Development of a Cryogenic Two-Stage HEMT Amplifier to Search for Dark Matter

Our understanding of dark dark matter is continuously refined by limit-setting experiments all around the world. Until very recently, most experiments have optimized their search towards a model of dark matter known as Weakly Interacting Massive Particles (WIMPs), which would occupy a mass regime on the order of GeV/c2 to TeV/c2. Today, this range has been mostly explored, and new experiments are fleshing out the extremities of these limits set by theory. The SPLENDOR (Search for Particles of Light Dark Matter with Narrow-Gap Semiconductors) collaboration is currently focused on dark matter candidates with masses on the MeV/c2 scale.
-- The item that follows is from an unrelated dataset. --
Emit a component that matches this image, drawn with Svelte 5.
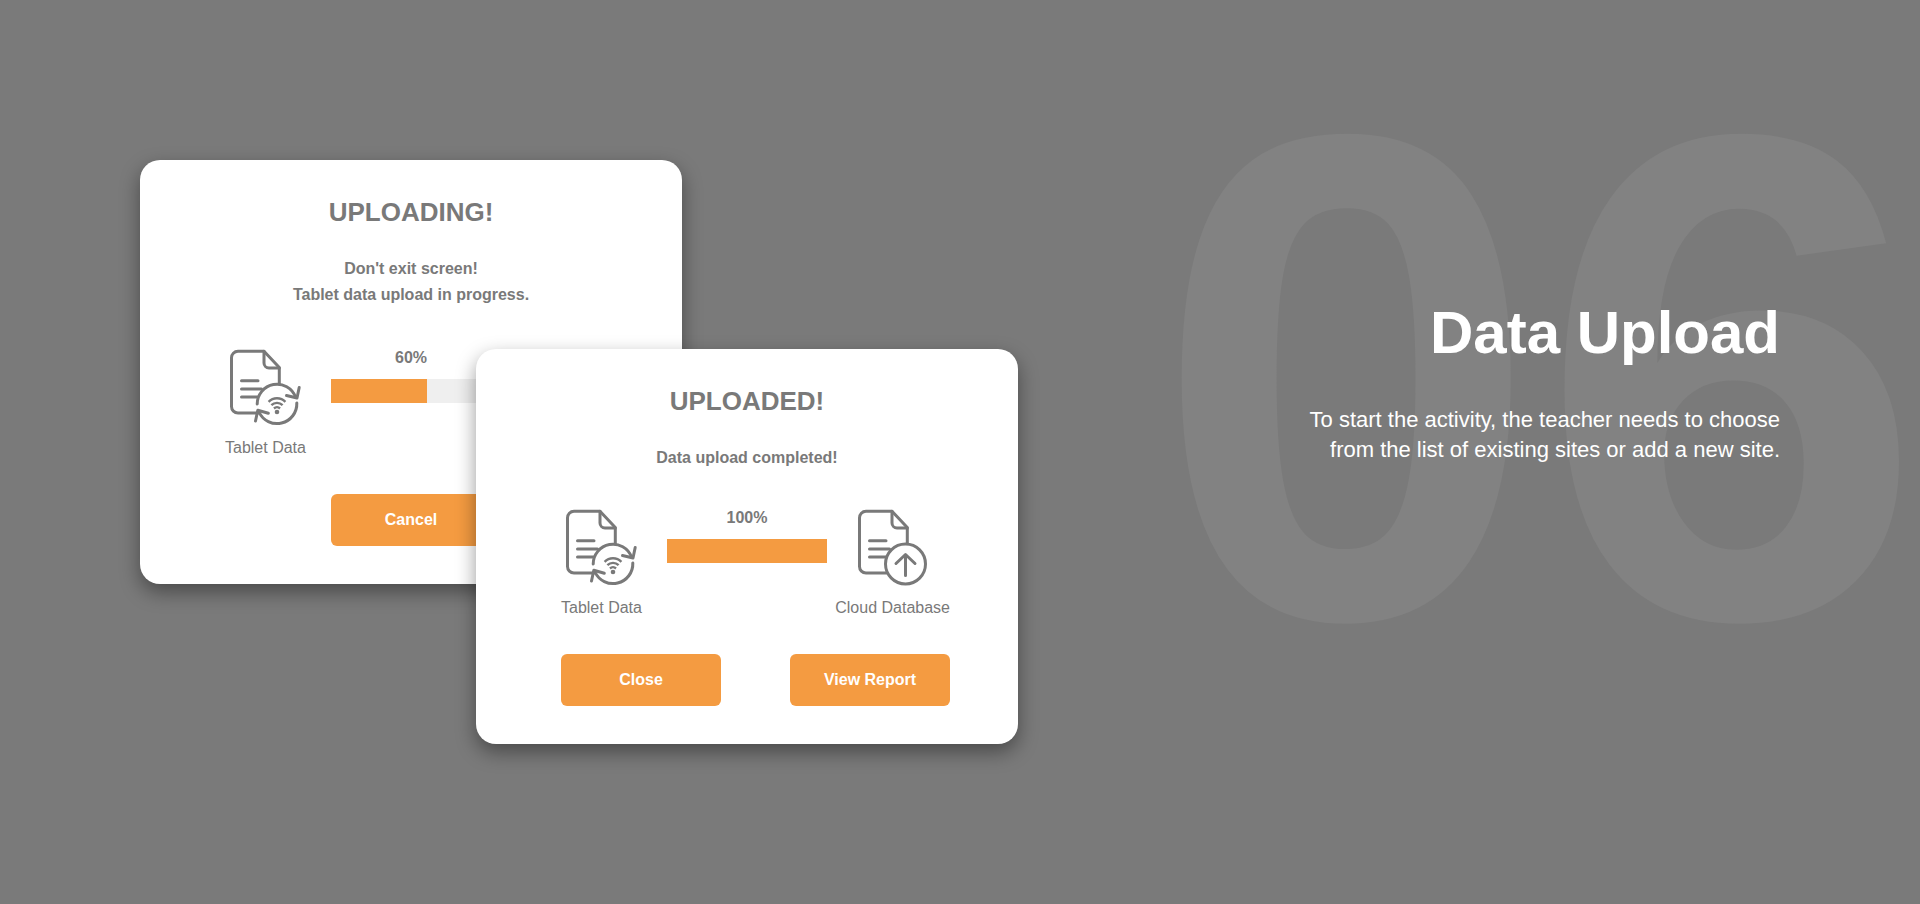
<script>
  const steps = [
    {
      id: 'uploading',
      title: 'UPLOADING!',
      message: ["Don't exit screen!", 'Tablet data upload in progress.'],
      progress: 60,
      cloud: false,
      actions: ['Cancel']
    },
    {
      id: 'uploaded',
      title: 'UPLOADED!',
      message: ['Data upload completed!'],
      progress: 100,
      cloud: true,
      actions: ['Close', 'View Report']
    }
  ];
</script>

{#snippet documentShape()}
  <path d="M36 66H13a6.500 6.500 0 0 1-6.500-6.500V11a6.500 6.500 0 0 1 6.500-6.700H39L54.300 20.500V37.500" />
  <path d="M39 4.300V16a5 5 0 0 0 5 5H54.300" />
  <path d="M16.500 33.700H33M16.500 42H36.500M16.500 50H32.500" />
{/snippet}

<main>
  <section class="dialogs" aria-label="Upload dialogs">
    {#each steps as step (step.id)}
      <article class="card {step.id}">
        <h2>{step.title}</h2>
        <div class="message">
          {#each step.message as line}
            <p>{line}</p>
          {/each}
        </div>
        <div class="transfer">
          <figure>
            <svg viewBox="0 0 80 80" aria-hidden="true">
              {@render documentShape()}
              <circle class="cover" cx="52" cy="57" r="20" />
              <path d="M32.200 57A19.800 19.800 0 0 1 70.500 50" />
              <path d="M71.800 56A19.800 19.800 0 0 1 34 65" />
              <path d="M61.500 48.500L72 51L74.200 40.500" />
              <path d="M43.300 66.300L32.800 63.300L30.500 74" />
              <path class="fine" d="M43.600 54.800a11.800 11.800 0 0 1 16.800 0M46.400 58.200a8 8 0 0 1 11.200 0M49 61.500a4.400 4.400 0 0 1 6 0" />
              <circle class="dot" cx="52" cy="65" r="2.300" />
            </svg>
            <figcaption>Tablet Data</figcaption>
          </figure>
          <div class="meter">
            <span id="{step.id}-value">{step.progress}%</span>
            <div
              class="track"
              role="progressbar"
              aria-labelledby="{step.id}-value"
              aria-valuenow={step.progress}
              aria-valuemin="0"
              aria-valuemax="100"
            >
              <div class="fill" style="width: {step.progress}%"></div>
            </div>
          </div>
          {#if step.cloud}
            <figure class="target">
              <svg viewBox="0 0 80 80" aria-hidden="true">
                {@render documentShape()}
                <circle class="cover ring" cx="52.500" cy="57" r="20" />
                <path d="M52.500 68.500V48M43 56.500L52.500 47.500L62 56.500" />
              </svg>
              <figcaption>Cloud Database</figcaption>
            </figure>
          {/if}
        </div>
        <div class="actions">
          {#each step.actions as action}
            <button type="button">{action}</button>
          {/each}
        </div>
      </article>
    {/each}
  </section>

  <section class="intro">
    <span class="number" aria-hidden="true">06</span>
    <div class="copy">
      <h1>Data Upload</h1>
      <p>To start the activity, the teacher needs to choose<br />from the list of existing sites or add a new site.</p>
    </div>
  </section>
</main>

<style>
  :global(body) {
    background: #7a7a7a;
  }

  main {
    box-sizing: border-box;
    min-height: 100vh;
    padding: 40px 140px;
    display: flex;
    align-items: center;
    justify-content: space-between;
    overflow: hidden;
    color: #797979;
    font-family: "Liberation Sans", Arial, sans-serif;
    font-size: 16px;
  }

  h1,
  h2,
  p,
  figure {
    margin: 0;
  }

  .dialogs {
    display: grid;
    align-items: start;
  }

  .card {
    grid-area: 1 / 1;
    box-sizing: border-box;
    width: 542px;
    padding: 36px 68px 38px 85px;
    border-radius: 20px;
    background: #fff;
    box-shadow: 0 8px 20px rgba(0, 0, 0, 0.4);
  }

  .uploaded {
    margin: 189px 0 0 336px;
  }

  h2,
  .message {
    margin-right: 17px;
    text-align: center;
  }

  h2 {
    font-size: 26px;
    line-height: 32px;
  }

  .message {
    margin-top: 28px;
    margin-bottom: 39px;
    font-weight: bold;
    line-height: 26px;
    white-space: nowrap;
  }

  .uploaded .message {
    margin-bottom: 36px;
  }

  .transfer {
    display: grid;
    grid-template-columns: 106px 160px 1fr;
    align-items: start;
  }

  figure {
    display: flex;
    flex-direction: column;
    align-items: center;
    gap: 10px;
    justify-self: start;
    line-height: 22px;
    white-space: nowrap;
  }

  .target {
    justify-self: end;
  }

  svg {
    width: 80px;
    height: 80px;
    fill: none;
    stroke: #797979;
    stroke-width: 3;
    stroke-linecap: round;
    stroke-linejoin: round;
  }

  .cover {
    fill: #fff;
    stroke: none;
  }

  .ring {
    stroke: #797979;
  }

  .fine {
    stroke-width: 2.4;
    stroke-linecap: butt;
  }

  .dot {
    fill: #797979;
    stroke: none;
  }

  .meter {
    display: flex;
    flex-direction: column;
    gap: 10px;
    text-align: center;
    font-weight: bold;
    line-height: 22px;
  }

  .track {
    height: 24px;
    background: #efefef;
  }

  .fill {
    height: 100%;
    background: #f49b41;
  }

  .actions {
    display: flex;
    justify-content: space-between;
    margin-top: 35px;
  }

  .uploading .actions {
    justify-content: center;
    margin-right: 17px;
  }

  button {
    width: 160px;
    height: 52px;
    padding: 0;
    border: 0;
    border-radius: 6px;
    background: #f49b41;
    color: #fff;
    font: bold 16px "Liberation Sans", Arial, sans-serif;
    cursor: pointer;
  }

  .intro {
    display: grid;
    align-items: center;
    justify-items: end;
    margin-bottom: 148px;
    color: #fff;
    text-align: right;
  }

  .number {
    grid-area: 1 / 1;
    margin-right: -144px;
    color: #828282;
    font-size: 692px;
    font-weight: bold;
    line-height: 500px;
  }

  .copy {
    grid-area: 1 / 1;
    z-index: 1;
    padding-top: 6px;
  }

  h1 {
    margin-bottom: 36px;
    font-size: 60px;
    line-height: 72px;
  }

  .copy p {
    font-size: 22px;
    line-height: 30px;
    white-space: nowrap;
  }
</style>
In order to detect the charge signal produced by scattering events, SPLENDOR is designing a two-stage cryogenic HEMT-based amplifier with an estimated charge resolution approaching the single-electron level. To achieve this, charge amplification is decoupled from direct charge readout using a novel two-stage transistor configuration, and room-temperature passive filtering is applied to all bias lines before they enter the cryostat. In this talk, I will present initial results from the mostly-completed 2-stage cryogenic amplifier design, including non-optimized noise performance and estimated charge resolution based on our current experimental results.